9) Streaming. By going for mobiles Dolby can avoid having to get SMPTE standardization for a broadcast or optical media (DVD/BluRay) format that supports its own, but possibly also rival and even ‘open’ immersive audio standards. You want Atmos? There’s an app for that, as the slogan goes. Getting onto Android’s Playstore or Apple’s App store is a lot easier, while still keeping door open for streaming deals with Netflix, Amazon, Hulu and others that would see Atmos mastered film and television content that can be viewed on your iPad. House of Cards Season 3 in Atmos?

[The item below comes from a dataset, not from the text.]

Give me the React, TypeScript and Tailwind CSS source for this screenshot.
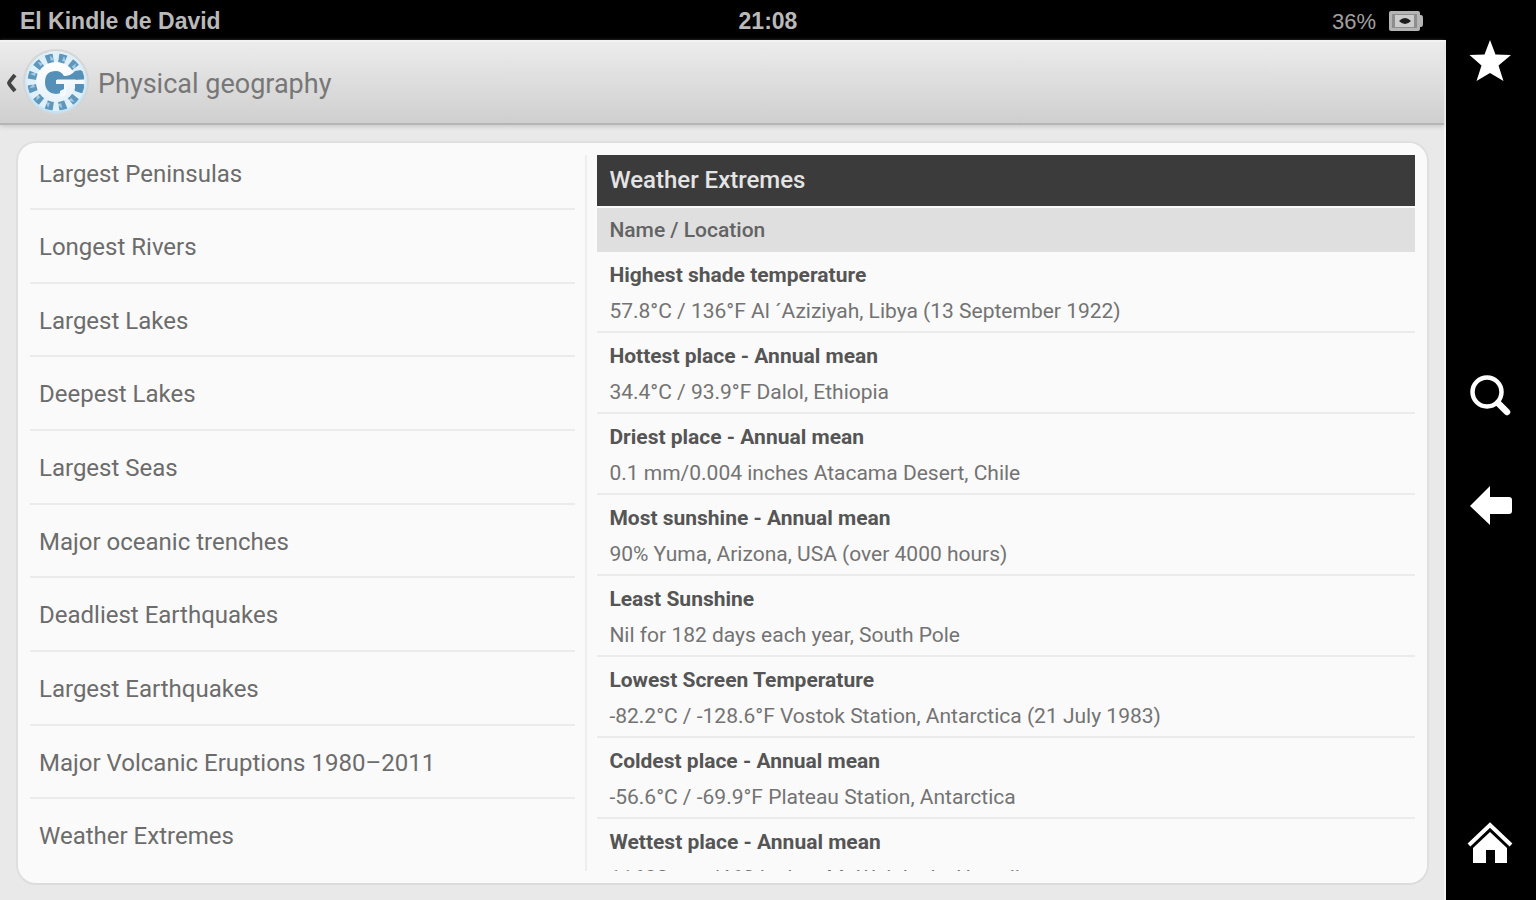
import React from 'react';

const TOPICS = [
  'Largest Peninsulas',
  'Longest Rivers',
  'Largest Lakes',
  'Deepest Lakes',
  'Largest Seas',
  'Major oceanic trenches',
  'Deadliest Earthquakes',
  'Largest Earthquakes',
  'Major Volcanic Eruptions 1980–2011',
  'Weather Extremes',
];

const RECORDS = [
  { name: 'Highest shade temperature', location: '57.8°C / 136°F Al ´Aziziyah, Libya (13 September 1922)' },
  { name: 'Hottest place - Annual mean', location: '34.4°C / 93.9°F Dalol, Ethiopia' },
  { name: 'Driest place - Annual mean', location: '0.1 mm/0.004 inches Atacama Desert, Chile' },
  { name: 'Most sunshine - Annual mean', location: '90% Yuma, Arizona, USA (over 4000 hours)' },
  { name: 'Least Sunshine', location: 'Nil for 182 days each year, South Pole' },
  { name: 'Lowest Screen Temperature', location: '-82.2°C / -128.6°F Vostok Station, Antarctica (21 July 1983)' },
  { name: 'Coldest place - Annual mean', location: '-56.6°C / -69.9°F Plateau Station, Antarctica' },
  { name: 'Wettest place - Annual mean', location: '11680 mm/460 inches Mt Waialeale, Hawaii' },
];

// Gaps between the twelve globe segments
const SPOKES = Array.from({ length: 12 }, (_, i) => i * 30);

function GlobeLogo() {
  return (
    <svg viewBox="0 1 68 68" className="h-[68px] w-[68px] shrink-0" aria-hidden="true">
      <defs>
        <linearGradient id="globe" x1="0" y1="0" x2="0" y2="1">
          <stop offset="0" stopColor="#e3f0f8" />
          <stop offset="1" stopColor="#c3e4f6" />
        </linearGradient>
        <linearGradient id="letter" x1="0" y1="0" x2="0" y2="1">
          <stop offset="0" stopColor="#ffffff" />
          <stop offset="1" stopColor="#e6f1f8" />
        </linearGradient>
      </defs>
      <circle cx="34" cy="34" r="33" fill="#d3d5d6" />
      <circle cx="34" cy="34" r="31" fill="url(#globe)" />
      <circle cx="34" cy="34" r="24" fill="none" stroke="#5f97bc" strokeWidth="9" />
      {SPOKES.map((angle) => (
        <g key={angle} transform={`rotate(${angle} 34 34)`}>
          <path d="M32 15h4l1.500-10h-7z" fill="#e0f0f9" />
          <path d="M40 13l2-5 2 6z" fill="#a5cbe2" />
        </g>
      ))}
      <circle cx="34" cy="34" r="20" fill="url(#letter)" />
      <path
        d="M34 23q5 0 8 5 7 0 11-5l6-1q3 5 3 9.500H35v4.500h8v7q-4 3-9 3-11-1-11-12t11-11z"
        fill="#5590b8"
      />
      <path d="M34 32h28v4H44v11q-3 2-6 2v-6l4-2v-5h-8z" fill="#f4f9fc" />
      <path d="M53 36h9q0 5-3 9l-6-2z" fill="#5590b8" />
    </svg>
  );
}

function BatteryIcon() {
  return (
    <svg viewBox="0 0 36 22" className="h-[22px] w-9" aria-hidden="true">
      <rect x="1" y="1" width="31" height="20" rx="2" fill="#b4b4b4" />
      <rect x="4" y="4" width="25" height="14" fill="#8e8e8e" />
      <rect x="7" y="5" width="19" height="12" fill="#cccccc" />
      <path d="M32 5h1q2 0 2 3v6q0 3-2 3h-1z" fill="#b4b4b4" />
      <path d="M11 11q6-6 12 0-6 6-12 0z" fill="#1c1c1c" />
    </svg>
  );
}

function StatusBar() {
  return (
    <div className="grid h-10 shrink-0 grid-cols-[1fr_auto_1fr] items-center bg-black px-5 pt-0.5 font-['Liberation_Sans',sans-serif] text-[23px] text-[#b9b9b9]">
      <span className="font-bold">El Kindle de David</span>
      <span className="pl-[90px] font-bold">21:08</span>
      <div className="flex items-center justify-end gap-3 pr-0.5">
        <span className="text-[22px] text-[#a0a0a0]">36%</span>
        <BatteryIcon />
      </div>
    </div>
  );
}

function RailButton({ label, children }: { label: string; children: React.ReactNode }) {
  return (
    <button type="button" aria-label={label} className="flex h-12 w-12 items-center justify-center">
      <svg viewBox="0 0 48 48" className="h-12 w-12" fill="white">
        {children}
      </svg>
    </button>
  );
}

function NavRail() {
  return (
    <nav className="flex w-[90px] shrink-0 flex-col items-center justify-between bg-black pt-[37px] pb-8">
      <RailButton label="Favourites">
        <path d="M23 3l5.500 14.500L44 18 31.500 28.500 36.500 44 23 36 9.500 44 14.500 28.500 2.500 18l15-.5z" />
      </RailButton>
      <div className="flex flex-col gap-[62px] pb-1">
        <RailButton label="Search">
          <circle cx="20" cy="20" r="14.500" fill="none" stroke="white" strokeWidth="4.500" />
          <path d="M31 31l9 9" stroke="white" strokeWidth="6.500" strokeLinecap="round" />
        </RailButton>
        <RailButton label="Back">
          <path d="M3 24L23 4v11h19q3 0 3 3v11q0 3-3 3H23v11z" />
        </RailButton>
      </div>
      <RailButton label="Home">
        <path d="M2 25L23 5l21 20" fill="none" stroke="white" strokeWidth="4" />
        <path d="M23 12L40 28v15H28V30h-9v13H6V28z" />
      </RailButton>
    </nav>
  );
}

function TopicList() {
  return (
    <ul className="flex flex-[575] flex-col overflow-hidden">
      {TOPICS.map((topic) => (
        <li
          key={topic}
          className="flex flex-1 border-b-2 border-[#ebebeb] pt-0.5 first:h-[55px] first:flex-none first:pb-[18px] last:border-b-0"
        >
          <a href="#" className="flex w-full items-center pl-[9px] text-[24px] text-[#6c6c6c]">
            {topic}
          </a>
        </li>
      ))}
    </ul>
  );
}

function RecordTable() {
  return (
    <section className="flex-[862] overflow-hidden">
      <h2 className="mb-0.5 flex h-[51px] items-center bg-[#3b3b3b] px-3 pb-0.5 text-[24px] font-medium text-[#e4e4e4]">
        Weather Extremes
      </h2>
      <table className="w-full border-collapse text-left text-[21px]">
        <thead>
          <tr>
            <th className="h-11 bg-[#dfdfdf] px-3 pt-0.5 pb-0 font-medium text-[#636363]">Name / Location</th>
          </tr>
        </thead>
        <tbody>
          {RECORDS.map(({ name, location }) => (
            <tr key={name}>
              <td className="border-b-2 border-[#ebebeb] px-3 pt-[5px] pb-0.5 leading-9 text-[#737373]">
                <strong className="block font-bold text-[#555]">{name}</strong>
                <span className="block whitespace-nowrap">{location}</span>
              </td>
            </tr>
          ))}
        </tbody>
      </table>
    </section>
  );
}

export default function App() {
  return (
    <div className="flex h-screen overflow-hidden bg-[#e9e9e9] font-[Roboto,sans-serif]">
      <div className="flex min-w-0 flex-1 flex-col bg-black">
        <StatusBar />
        <div className="flex min-h-0 flex-1 flex-col border-r-2 border-[#f6f6f6] bg-[#e9e9e9]">
          <header className="flex h-[85px] shrink-0 items-center border-t-2 border-b-2 border-t-[#f2f2f2] border-b-[#b5b5b5] bg-linear-to-b from-[#ececec] to-[#cfcfcf] shadow-[0_2px_4px_#cccccc]">
            <button type="button" aria-label="Go back" className="flex items-center pl-1.5">
              <svg viewBox="0 0 16 24" className="h-6 w-4" fill="none" stroke="#444" strokeWidth="4" aria-hidden="true">
                <path d="M9 4q-6 7-6 8t6 8" />
              </svg>
              <GlobeLogo />
            </button>
            <h1 className="pt-1 pl-2 text-[27px] text-[#777]">Physical geography</h1>
          </header>
          <main className="flex min-h-0 flex-1 pt-4 pr-[15px] pb-[15px] pl-4">
            <div className="flex min-w-0 flex-1 rounded-[20px] border-2 border-t-[#dfdfdf] border-r-[#dfdfdf] border-b-[#dcdcdc] border-l-[#dfdfdf] bg-[#fafafa] p-3">
              <TopicList />
              <div className="mx-2.5 w-0.5 shrink-0 bg-[#eeeeee]" />
              <RecordTable />
            </div>
          </main>
        </div>
      </div>
      <NavRail />
    </div>
  );
}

10) Dolby Vision. By sticking to mobile platform it allows for time for the Dolby Vision, high dynamic range (HDR) technology to mature enough to appear in television sets that could also feature a Atmos 3D Sound Bar, though this will be a niche market for many years. More likely there will be an OcculusRift virtual reality (VR) headset with Atmos-enabled audio;

Walk into Dolby’s swanky headquarter in London’s Soho today and the first sight that will greet you is…a table full of tablets and smartphones. Behind it lies the Atmos-equipped preview theatre. Don’t be surprised if you find yourself playing with the headphone-featuring tablet while you wait to go into the Dolby theatre or meet your Dolby contact. That same type of table with rows of tablets attached to headphones is likely to be appearing in your local electronics store sooner than you realise. Of course, Dolby won’t let Auro have the next generation home cinema market to itself forever, but for now the mantra needs to be: ‘Cinema, Content and Mobile’.